Barn Raised Chickens with Access to the Outdoors
One of Costco’s egg suppliers of Cage Free Eggs is Wilcox Family Farms.
In the video below you can see what the living conditions of the chickens used for Cage Free egg production. Personally I think the conditions are not bad at all!
The chickens are not confined in cages, appear to have plenty of space in the barns and can go outside to the fenced in porch if desired. These birds get all of their food and water provided by the farmers.
Free Range Chickens Raised on Pasture
Below is a look at the chickens used for Free Range egg production.
The chickens have a portable shed they can use for roosting in the evenings but spend their days roaming around in pastures. The chickens get to scratch around to catch and eat bugs and insects but also get supplemental food and water from the farmers.
These birds appear to have a much higher quality of life but also run the risk of being eaten by predators such as hawks, eagles, foxes, etc.
Costco’s Grade A vs Grade AA Eggs
The Cage Free eggs are Grade AA while the Free Range Eggs are Grade A.
The difference in Grade is based on the quality of the egg, not the size.
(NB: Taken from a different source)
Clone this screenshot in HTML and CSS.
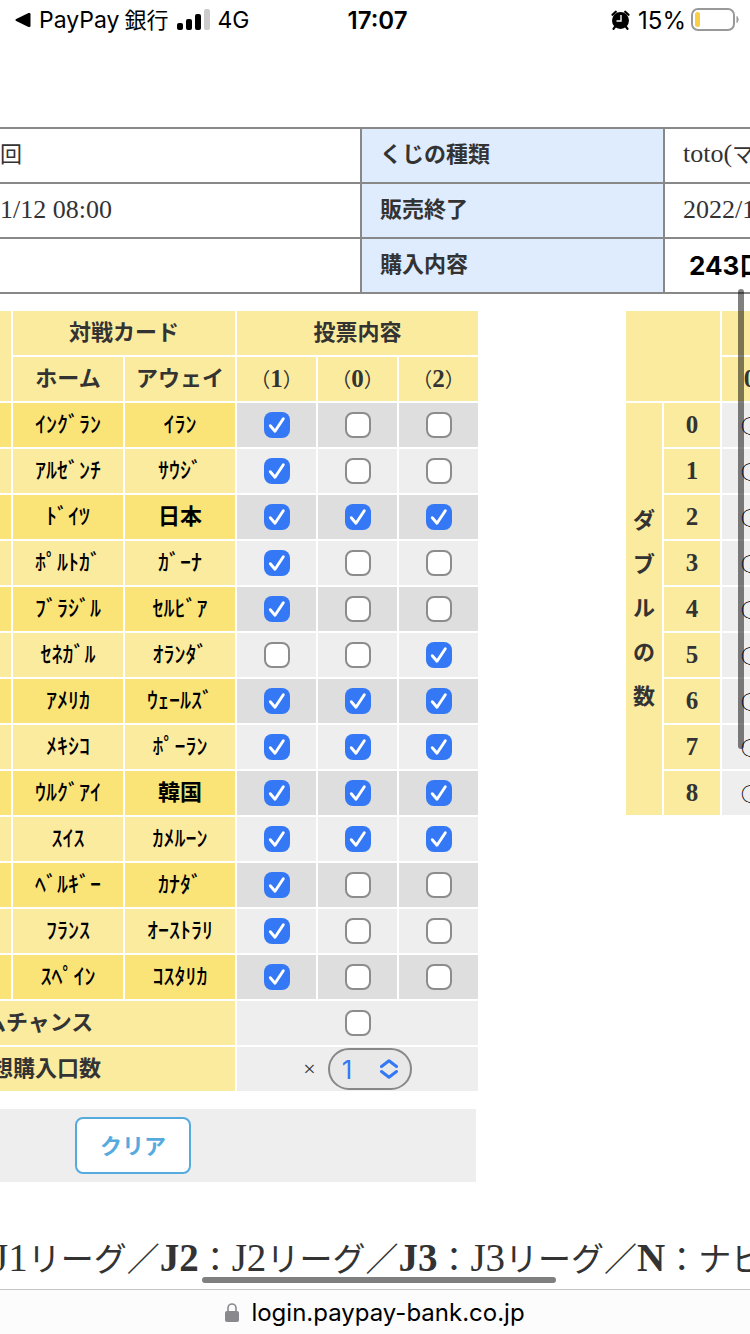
FILE: index.html
```
<!DOCTYPE html>
<html lang="ja">
<head>
    <meta charset="UTF-8">
    <meta name="viewport" content="width=device-width, initial-scale=1.0">
    <title>toto 購入</title>
    <link rel="stylesheet" href="styles.css">
</head>
<body>

    <header class="status">
        <div class="status-left">
            <svg class="back" width="16" height="16" viewBox="0 0 16 16"><path d="M1.2 7 13.5 1.1Q15.500 .4 15.500 2.200V13.800Q15.500 15.600 13.500 14.900L1.200 9Q-.4 8 1.200 7Z"/></svg>
            <span class="app">PayPay</span>
            <span class="bank">銀行</span>
            <svg class="signal" width="33" height="22" viewBox="0 0 33 22">
                <rect x="0" y="14" width="6" height="7" rx="2"/>
                <rect x="9" y="10" width="6" height="11" rx="2"/>
                <rect x="18" y="5" width="6" height="16" rx="2"/>
                <rect x="27" y="0" width="6" height="21" rx="2" fill="#ccc"/>
            </svg>
            <span>4G</span>
        </div>
        <time>17:07</time>
        <div class="status-right">
            <svg width="19" height="20" viewBox="0 0 19 20">
                <circle cx="9.500" cy="10.500" r="8.500"/>
                <path d="M1.500 4.800 4.800 1.700M14.200 1.700l3.300 3.100M4.200 16.500 2.500 18.800M14.800 16.500l1.700 2.300" stroke="#000" stroke-width="2.200" stroke-linecap="round"/>
                <path d="M10 5v6H5.500" fill="none" stroke="#fff" stroke-width="1.400"/>
            </svg>
            <span>15%</span>
            <svg width="49" height="24" viewBox="0 0 49 24">
                <rect x="1" y="1" width="42" height="21" rx="6" fill="#fff" stroke="#999" stroke-width="2"/>
                <rect x="4" y="4" width="5" height="15" rx="2.500" fill="#f7ce46"/>
                <path d="M46 8.500q2.500 3 0 6Z" fill="#999" stroke="#999"/>
            </svg>
        </div>
    </header>

    <main>
        <table class="info">
            <tr><td class="round">回</td><th>くじの種類</th><td class="right">toto(<span>マ</span></td></tr>
            <tr><td>1/12 08:00</td><th>販売終了</th><td class="right">2022/1</td></tr>
            <tr><td></td><th>購入内容</th><td class="right total">243口</td></tr>
        </table>

        <div class="sheets">
            <table class="card">
                <colgroup><col class="no"><col class="team"><col class="team"><col class="mark"><col class="mark"><col class="mark"></colgroup>
                <thead>
                    <tr><th rowspan="2"></th><th colspan="2">対戦カード</th><th colspan="3">投票内容</th></tr>
                    <tr><th>ホーム</th><th>アウェイ</th><th class="pick">（<b>1</b>）</th><th class="pick">（<b>0</b>）</th><th class="pick">（<b>2</b>）</th></tr>
                </thead>
                <tbody id="games"></tbody>
                <tfoot>
                    <tr>
                        <th colspan="3" class="cut chance"><label for="chance">ムチャンス</label></th>
                        <td colspan="3"><input type="checkbox" id="chance"></td>
                    </tr>
                    <tr>
                        <th colspan="3" class="cut units"><label for="units">想購入口数</label></th>
                        <td colspan="3">
                            <div class="amount">
                                <span>×</span>
                                <div class="picker">
                                    <select id="units"><option>1</option><option>2</option><option>3</option></select>
                                    <svg width="18" height="20" viewBox="0 0 18 20"><path d="M1.500 7.500 9 1.800l7.500 5.700M1.500 12.500 9 18.200l7.500-5.700"/></svg>
                                </div>
                            </div>
                        </td>
                    </tr>
                </tfoot>
            </table>

            <table class="multi">
                <colgroup><col class="side"><col class="num"><col class="num"></colgroup>
                <thead>
                    <tr><th colspan="2" rowspan="2"></th><th></th></tr>
                    <tr><th class="digit">0</th></tr>
                </thead>
                <tbody id="doubles"></tbody>
            </table>
        </div>

        <div class="actions">
            <button type="button" onclick="clearCard()">クリア</button>
        </div>

        <p class="legend"><span>J1</span>リーグ／<b>J2</b>：<span>J2</span>リーグ／<b>J3</b>：<span>J3</span>リーグ／<b>N</b>：ナビ</p>
    </main>

    <footer class="address">
        <svg width="14" height="19" viewBox="0 0 14 19"><rect y="8" width="14" height="11" rx="2"/><path d="M3 9V5a4 4 0 0 1 8 0V9" fill="none" stroke="#8a8a8e" stroke-width="1.600"/></svg>
        <span>login.paypay-bank.co.jp</span>
    </footer>

    <div class="scroll-y"></div>
    <div class="scroll-x"></div>

    <script src="script.js"></script>
</body>
</html>
```
FILE: styles.css
```
* {
    box-sizing: border-box;
}

body {
    position: relative;
    display: flex;
    flex-direction: column;
    height: 100vh;
    margin: 0;
    overflow: hidden;
    background-color: #fff;
    color: #333;
    font-family: 'Liberation Serif', 'Noto Sans CJK JP', serif;
    font-size: 22px;
}

/* status bar */
.status {
    display: grid;
    grid-template-columns: 1fr auto 1fr;
    align-items: center;
    height: 40px;
    padding: 0 10px 0 15px;
    color: #000;
    font-family: Inter, 'Noto Sans CJK JP', sans-serif;
    font-size: 24px;
}

.status-left,
.status-right {
    display: flex;
    align-items: center;
}

.status-left {
    gap: 8px;
    font-size: 23px;
}

.status-right {
    justify-content: flex-end;
    gap: 8px;
}

.status-right span {
    margin-right: -3px;
}

.status time {
    font-weight: 600;
}

.bank {
    margin-left: -3px;
    font-size: 22px;
    line-height: 24px;
}

main {
    flex: 1;
    min-height: 0;
    padding-top: 87px;
}

/* purchase summary */
.info {
    width: 100%;
    table-layout: fixed;
    border-collapse: collapse;
    white-space: nowrap;
}

.info th,
.info td {
    height: 55px;
    padding: 0 0 2px;
    border: 2px solid #888;
    line-height: 32px;
    text-align: left;
}

.info th {
    width: 303px;
    padding-left: 18px;
    background-color: #dfecfd;
}

.info td {
    width: 361px;
    border-left: 0;
    font-size: 26px;
}

.info td.right {
    width: auto;
    padding-left: 18px;
    border-right: 0;
}

.info td.round,
.info td.right span {
    font-size: 22px;
}

.info td.total {
    padding-left: 24px;
    padding-bottom: 0;
    color: #000;
    font-family: Inter, 'Noto Sans CJK JP', sans-serif;
    font-weight: 700;
}

/* voting card and multi table */
.sheets {
    display: flex;
    align-items: flex-start;
    gap: 144px;
    margin: 15px 0 0 -2px;
}

.card,
.multi {
    flex: none;
    table-layout: fixed;
    border-spacing: 2px;
    line-height: 32px;
}

.card {
    width: 482px;
}

.multi {
    width: 156px;
}

.no {
    width: 11px;
}

.team {
    width: 110px;
}

.mark {
    width: 79px;
}

.side {
    width: 36px;
}

.num {
    width: 56px;
}

.card th,
.card td,
.multi th,
.multi td {
    height: 44px;
    padding: 0;
    background-color: #eee;
    text-align: center;
    white-space: nowrap;
}

.card th,
.multi th {
    background-color: #fbeb9f;
}

.card th.pick {
    font-size: 20px;
    font-weight: 400;
}

.card th.pick b {
    font-size: 25px;
}

.card tbody th {
    color: #000;
    font-weight: 500;
}

.card tbody tr:nth-child(odd) th {
    background-color: #fae478;
}

.card tbody tr:nth-child(odd) td {
    background-color: #dedede;
}

.card tbody th.kanji {
    font-weight: 700;
}

.multi th.digit {
    font-size: 25px;
}

.multi th.vertical {
    line-height: 44px;
}

.multi td {
    color: #000;
    font-family: 'Noto Sans CJK JP', sans-serif;
    font-size: 18px;
    font-weight: 700;
}

.card th.cut {
    text-align: left;
}

.card th.chance {
    text-indent: -16px;
}

.card th.units {
    text-indent: -9px;
}

input[type="checkbox"] {
    display: block;
    width: 26px;
    height: 26px;
    margin: 0 auto;
    appearance: none;
    border: 2px solid #8c8c8c;
    border-radius: 8px;
    background-color: #fff;
}

input[type="checkbox"]:checked {
    border: 0;
    background: #3478f6 url("data:image/svg+xml,%3Csvg xmlns='http://www.w3.org/2000/svg' viewBox='0 0 26 26'%3E%3Cpath d='M6.300 13.700 11 19.200 19.300 6.800' fill='none' stroke='white' stroke-width='2.900' stroke-linecap='round' stroke-linejoin='round'/%3E%3C/svg%3E");
}

.amount {
    display: flex;
    align-items: center;
    justify-content: center;
    gap: 12px;
}

.picker {
    position: relative;
}

.picker select {
    display: block;
    width: 84px;
    height: 42px;
    padding: 0 12px;
    appearance: none;
    border: 2px solid #888;
    border-radius: 21px;
    background-color: #e8e8e8;
    color: #3478f6;
    font-family: Inter, sans-serif;
    font-size: 26px;
}

.picker svg {
    position: absolute;
    top: 11px;
    right: 14px;
    fill: none;
    stroke: #3478f6;
    stroke-width: 3;
    stroke-linecap: round;
    stroke-linejoin: round;
    pointer-events: none;
}

.actions {
    width: 476px;
    margin-top: 16px;
    padding: 8px 0 8px 75px;
    background-color: #eee;
}

.actions button {
    display: block;
    width: 116px;
    height: 57px;
    padding: 0 0 4px;
    border: 2px solid #55aade;
    border-radius: 8px;
    background-color: #fff;
    color: #55aade;
    font-family: 'Noto Sans CJK JP', sans-serif;
    font-size: 22px;
    font-weight: 700;
}

.legend {
    margin: 52px 0 0 -7px;
    font-size: 33px;
    line-height: 48px;
    white-space: nowrap;
}

.legend span,
.legend b {
    font-size: 39px;
}

/* browser address bar */
.address {
    display: flex;
    flex: none;
    align-items: center;
    justify-content: center;
    gap: 12px;
    height: 45px;
    border-top: 1px solid #c4c4c6;
    background-color: #fcfcfc;
    color: #000;
    font-family: Inter, sans-serif;
    font-size: 24px;
}

.address svg {
    fill: #8a8a8e;
}

.scroll-y,
.scroll-x {
    position: absolute;
    border-radius: 3px;
    background-color: rgba(0, 0, 0, 0.5);
}

.scroll-y {
    top: 289px;
    right: 6px;
    width: 6px;
    height: 460px;
}

.scroll-x {
    bottom: 51px;
    left: 202px;
    width: 354px;
    height: 6px;
}
```
FILE: script.js
```
const games = [
    ['ｲﾝｸﾞﾗﾝ', 'ｲﾗﾝ', '1'],
    ['ｱﾙｾﾞﾝﾁ', 'ｻｳｼﾞ', '1'],
    ['ﾄﾞｲﾂ', '日本', '102'],
    ['ﾎﾟﾙﾄｶﾞ', 'ｶﾞｰﾅ', '1'],
    ['ﾌﾞﾗｼﾞﾙ', 'ｾﾙﾋﾞｱ', '1'],
    ['ｾﾈｶﾞﾙ', 'ｵﾗﾝﾀﾞ', '2'],
    ['ｱﾒﾘｶ', 'ｳｪｰﾙｽﾞ', '102'],
    ['ﾒｷｼｺ', 'ﾎﾟｰﾗﾝ', '102'],
    ['ｳﾙｸﾞｱｲ', '韓国', '102'],
    ['ｽｲｽ', 'ｶﾒﾙｰﾝ', '102'],
    ['ﾍﾞﾙｷﾞｰ', 'ｶﾅﾀﾞ', '1'],
    ['ﾌﾗﾝｽ', 'ｵｰｽﾄﾗﾘ', '1'],
    ['ｽﾍﾟｲﾝ', 'ｺｽﾀﾘｶ', '1']
];

let rows = '';
for (const [home, away, picks] of games) {
    const kanji = away.length === 2 ? ' class="kanji"' : '';
    rows += `<tr><th></th><th>${home}</th><th${kanji}>${away}</th>`;
    for (const mark of ['1', '0', '2']) {
        const checked = picks.includes(mark) ? 'checked' : '';
        rows += `<td><input type="checkbox" aria-label="${home} ${away} ${mark}" ${checked}></td>`;
    }
    rows += '</tr>';
}
document.getElementById('games').innerHTML = rows;

let doubles = '';
for (let i = 0; i <= 8; i++) {
    const side = i === 0 ? '<th rowspan="9" class="vertical">ダ<br>ブ<br>ル<br>の<br>数</th>' : '';
    doubles += `<tr>${side}<th class="digit">${i}</th><td>○</td></tr>`;
}
document.getElementById('doubles').innerHTML = doubles;

function clearCard() {
    document.querySelectorAll('.card input').forEach(box => box.checked = false);
}
```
Specifically, the USDA says:
“U.S. Grade AA eggs have whites that are thick and firm; yolks that are high, round, and practically free from defects; and clean, unbroken shells….
U.S. Grade A eggs have characteristics of Grade AA eggs except that the whites are reasonably firm.”
So basically Grade A and Grade AA are just about the same with the only meaningful difference being that the Grade AA eggs have firmer whites.
I suspect the reason that the Cage Free eggs are Grade AA is that the farmers have complete control over the food intake of these birds as compared to the Free Range birds that have a varied diet.
Organic vs Non-Organic Eggs at Costco
I was surprised to see that the Cage Free eggs are not labeled as Organic even though they often come from the same farms that produce the Free Range eggs that are Organic.
I did a little research and it looks like the issue has nothing to do with the animal feed or use of antibiotics but comes down to uncertainty over the definition of Organic Eggs.
The heart of the issue is that Organic eggs can only be produced from chickens that have adequate access to the outdoors. The phrase “adequate access to the outdoors” is wildly open to interpretation.
Many people believe that enclosed porches, like the one seen in the Cage Free Wilcox Farms video above, meet this definition perfectly as the chickens can go outside any time they want.
Many people believe that enclosed porches are not adequate and that the chickens must be able to go outside and scratch around in the soil.
The exact interpretation of what degree of outdoor access is required for an egg to be considered Organic keeps shifting. I suspect Costco is simply playing it safe by not putting an Organic designation on their Cage Free eggs.
Here is a link to a nice summary overview of the debate from PBS.
Where Does Costco Get Their Eggs?
Costco provided a full list of US based suppliers of eggs in their August, 2011 edition of Costco Connection. It is possible that some of the suppliers have changed since the publication of the article but the list provided then included:
Utah: Oakdell Egg Farms, Lewiston, Utah (www.oakdell.com).
Bay Area: Den Dulk Poultry Farms (www.dendulkpoultry.com) and NuCal Foods (www.nucalfoods.com),both in Ripon, California.
San Diego: Chino Valley Ranchers, Arcadia,California (www.chinovalleyranchers.com).
Texas: Soncrest Egg Co., Gonzales, Texas.
Northeast: Pete and Gerry’s Organic Eggs, Monroe, New Hampshire (www.peteandgerrys.com).
Midwest: Herbruck’s Poultry Ranch, Saranac, Michigan (www.goodeggproject.org), and Nature Pure LLC, Raymond, Ohio.
Southeast: L&R Farms, Pendergrass, Georgia (www.landrfarmsinc.com).